The move also had sector-wide effects. Charter Communications climbed sharply in sympathy, while broader media and communications names were reassessed through the lens of potential asset separations, consolidation, or strategic repositioning.

Implications for Investors

For investors, the immediate takeaway is that macro relief can still reignite crowded growth trades with surprising speed. The Nasdaq’s outperformance and the rebound in AI-linked names suggest institutional money remains inclined to buy leading technology franchises on weakness, especially when bond yields stabilize and oil prices do not threaten a fresh inflation shock. That favors continued attention on semiconductor leaders, cloud infrastructure names, and communication-services giants.

At the same time, the narrow nature of the rally argues for caution. A market led by a few mega-caps can continue rising, but it is also more vulnerable to earnings disappointments, valuation resets, or macro surprises.
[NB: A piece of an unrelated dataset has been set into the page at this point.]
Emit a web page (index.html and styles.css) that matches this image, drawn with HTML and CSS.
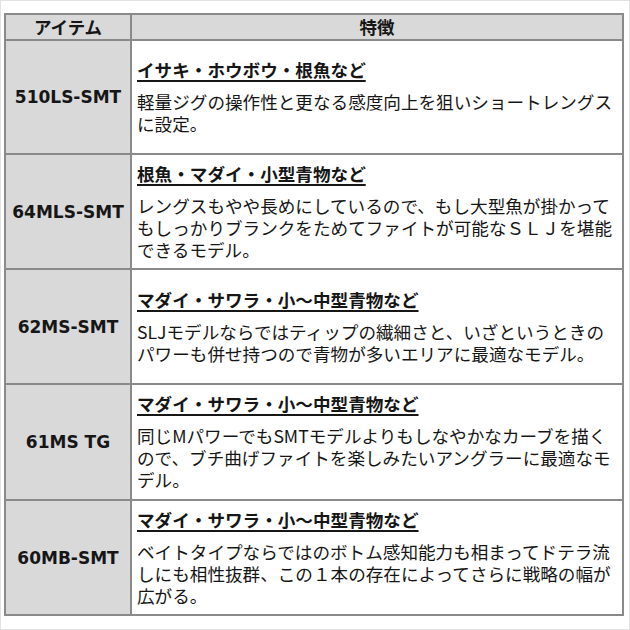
FILE: index.html
```html
<!DOCTYPE html>
<html lang="ja">
<head>
<meta charset="utf-8">
<link rel="stylesheet" href="styles.css">
</head>
<body>
<div class="frame">
  <div class="spec">
    <div class="cell head item">アイテム</div>
    <div class="cell head feat">特徴</div>

    <div class="cell name">510LS-SMT</div>
    <div class="cell desc">
      <div class="title">イサキ・ホウボウ・根魚など</div>
      <div class="body">軽量ジグの操作性と更なる感度向上を狙いショートレングス<br>に設定。</div>
    </div>

    <div class="cell name">64MLS-SMT</div>
    <div class="cell desc">
      <div class="title">根魚・マダイ・小型青物など</div>
      <div class="body">レングスもやや長めにしているので、もし大型魚が掛かって<br>もしっかりブランクをためてファイトが可能なＳＬＪを堪能<br>できるモデル。</div>
    </div>

    <div class="cell name">62MS-SMT</div>
    <div class="cell desc">
      <div class="title">マダイ・サワラ・小～中型青物など</div>
      <div class="body">SLJモデルならではティップの繊細さと、いざというときの<br>パワーも併せ持つので青物が多いエリアに最適なモデル。</div>
    </div>

    <div class="cell name">61MS TG</div>
    <div class="cell desc">
      <div class="title">マダイ・サワラ・小～中型青物など</div>
      <div class="body">同じMパワーでもSMTモデルよりもしなやかなカーブを描く<br>ので、ブチ曲げファイトを楽しみたいアングラーに最適なモ<br>デル。</div>
    </div>

    <div class="cell name">60MB-SMT</div>
    <div class="cell desc">
      <div class="title">マダイ・サワラ・小～中型青物など</div>
      <div class="body">ベイトタイプならではのボトム感知能力も相まってドテラ流<br>しにも相性抜群、この１本の存在によってさらに戦略の幅が<br>広がる。</div>
    </div>
  </div>
</div>
</body>
</html>
```

FILE: styles.css
```css
* { box-sizing: border-box; }
html, body {
  margin: 0;
  padding: 0;
  background: #ffffff;
}
.frame {
  width: 630px;
  height: 630px;
  border: 1px solid #e2e2e2;
  padding: 12px 0 0 3px;
  font-family: "Noto Sans CJK JP", sans-serif;
  color: #161616;
}
.spec {
  display: grid;
  grid-template-columns: 126px 492px;
  grid-template-rows: 26px 114px 115px 115px 116px 115px;
  border-top: 2px solid #8a8a8a;
  border-left: 2px solid #8a8a8a;
  width: 620px;
}
.cell {
  border-right: 2px solid #8a8a8a;
  border-bottom: 2px solid #8a8a8a;
}
.head {
  background: #d9d9d9;
  font-weight: bold;
  font-size: 17.5px;
  line-height: 24px;
  text-align: center;
}
.name {
  background: #d9d9d9;
  font-family: "DejaVu Sans", sans-serif;
  font-weight: bold;
  font-size: 17px;
  display: flex;
  align-items: center;
  justify-content: center;
}
.desc {
  display: flex;
  flex-direction: column;
  justify-content: center;
  padding: 0 0 0 5px;
  font-size: 17.6px;
  white-space: nowrap;
}
.title {
  font-weight: bold;
  line-height: 22px;
  text-decoration: underline;
  text-decoration-thickness: 1.5px;
  text-underline-offset: 3px;
  margin-bottom: 10px;
}
.body {
  line-height: 22px;
}
```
The June jobs report on Thursday, July 3, is a major near-term watch point because a stronger-than-expected labor reading could push Treasury yields higher and challenge the valuation support behind high-growth equities.

Corporate actions such as Comcast’s breakup plan also reinforce an important theme for portfolios: strategic restructuring can unlock value even in sectors facing secular pressure. Investors may want to monitor media, cable, and communications companies where conglomerate discounts remain large. Meanwhile, the tepid response from small caps suggests broader cyclical participation still needs confirmation before a full-market risk rally can be declared.

Looking ahead, investors will be watching whether the Nasdaq rally broadens beyond AI and whether geopolitical calm holds long enough to keep energy markets contained. If yields stay in check and earnings expectations remain firm, growth leadership could persist into the next reporting cycle.